FFN: What are the habits one must follow to have a sound financial life?
AH: Live within your means, diversify your investments, don’t fall for the latest investment fad, and educate yourself. Keep in mind, also, that stock market based television programs are there to make you excited, not to give you advice. I don’t watch them, and I don’t recommend that you watch them either.
FFN: Would your finances and investing be different if u had a kid and were living all your life in another country like Singapore where living expenses are quite high?
AH: If I had children, there’s no doubt that I wouldn’t have as much money as I do. That said, most millionaires in the U.S. are married with children.
Singapore, in my view, is as expensive as you want to make it. For example, I find Canada (my home country) more expensive for me. My tax rate in Canada was 40 percent as a teacher there. And we paid capital gains taxes on most of our invested money, unlike Singapore. With a great public transit option, a car in Singapore can be an option, not a necessity. This isn’t the case in most Canadian towns.
From what I understand, Singapore is considered quite a wealthy country overall and I certainly wouldn’t view it as a liability for wealth accumulation.
FFN: What is your ultimate goal in life?
AH: To live until I’m 90! I’m already a really happy guy, so if I can live longer, I can enjoy more happiness!
FFN: What does financial freedom mean to you?
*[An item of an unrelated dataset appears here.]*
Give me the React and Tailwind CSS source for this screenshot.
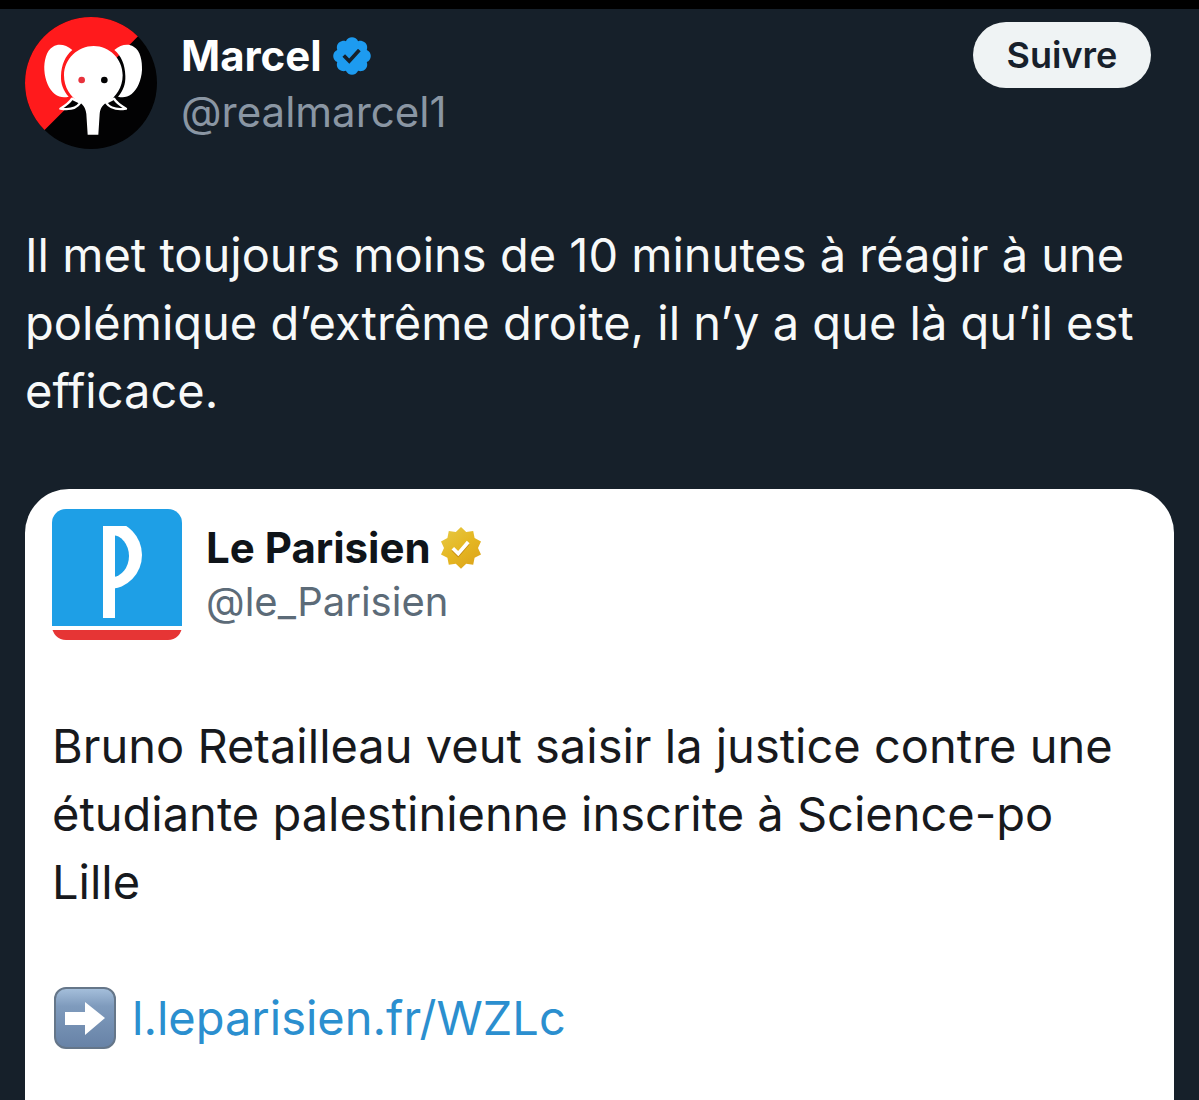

AH: It means that nobody owns me. At 41 years old, I don’t have to work anymore if I don’t want to. But I work because I love my job. If I HAD to work, that would be different. In one way, I would be property to someone else, like some kind of commodity. Early in life, I wanted to be in a position to choose to work, rather than be forced to work because I bought things I couldn’t afford, and had debts to pay off.
FFN: A parting shot for the readers…
AH: Your health and your relationships are worth more than all the money in the world. Cherish them.